Operator: James Faucette, Pacific Crest.

James Faucette - Pacific Crest: Most of my questions have been answered. I was wondering if you could just touch quickly on market share, you've touched on Europe, can you also quickly touch on U.S. and Brazil and how you are feeling about stabilizing and regaining market share trends in those geographies?

Douglas G. Bergeron - CEO: We have no data suggesting we've lost an ounce of market share in the U.S. Our management team, our product localization group has done an outstanding job and I congratulate all of them if they are listening on defending a very large piece of market share in the U.S. and doing a very good job. Brazil, I think, we've already suggested that there was some market share lost in Brazil probably $5 million or $10 million due to product localization. Our customers still really like us, still really depend on us and are sitting in the grandstand, cheering for us to hurry up and get our act together and our product – those products that we're behind in certification back up (to snow). So, I think it's all up to us to get the technology investment in and get the sales people moving these products through. We will have no permanent market share loss here.
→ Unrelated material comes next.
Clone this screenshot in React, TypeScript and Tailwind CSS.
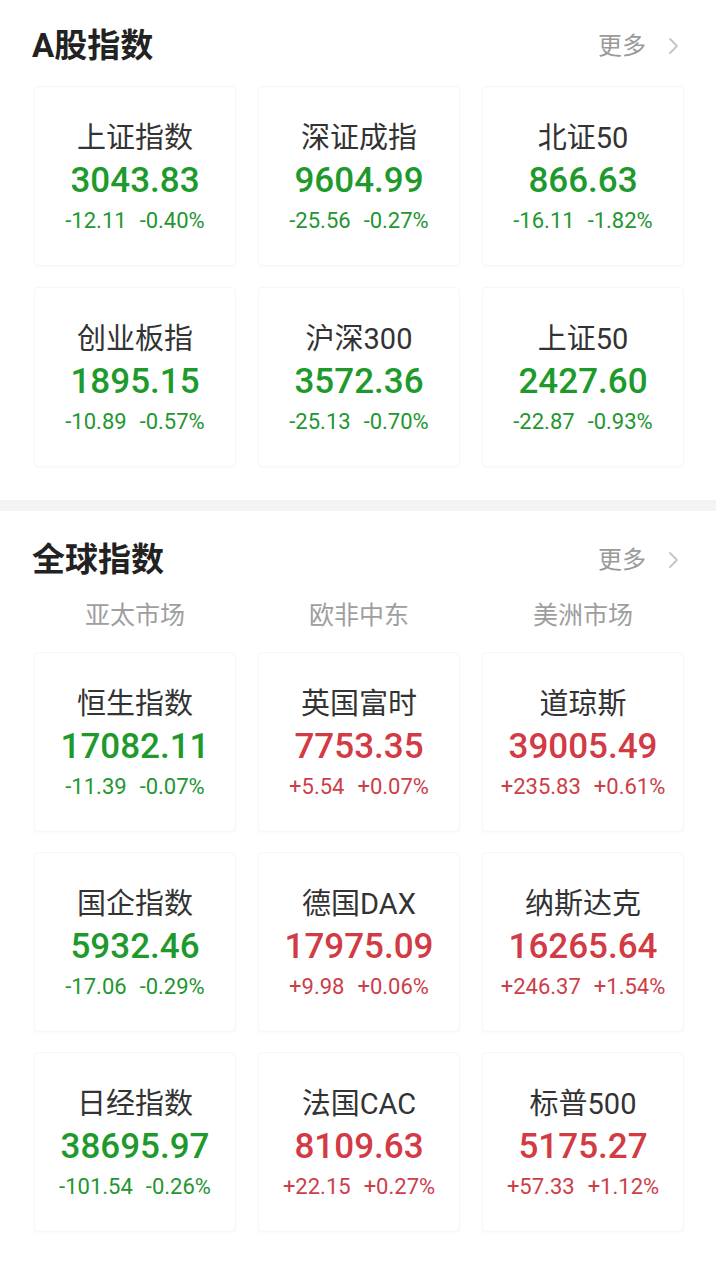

I've been in a few crises in my life. I've never had one more where it was all within your hands, and we – with Mark's help with some of the new management team that we will be bringing in, some of the new organization that we're going to be announcing over the next couple of months, we can do this and we will do this.

Operator: At this time, there are no questions in queue. I would like to turn the call back over to Mr. Doug Bergeron for any closing remarks.

Douglas G. Bergeron - CEO: No, that's it. I think we've answered everything in a way that hopefully gives you the (indiscernible) that we have to fixing the ship and our new heightened commitment to transparency. Our doors are always open for any calls by investors or by the sell-side to help you understand how we are making progress along the way. Thank you.

Operator: Ladies and gentlemen, that concludes today's conference. We thank you for your participation. You may now disconnect. Have a great day.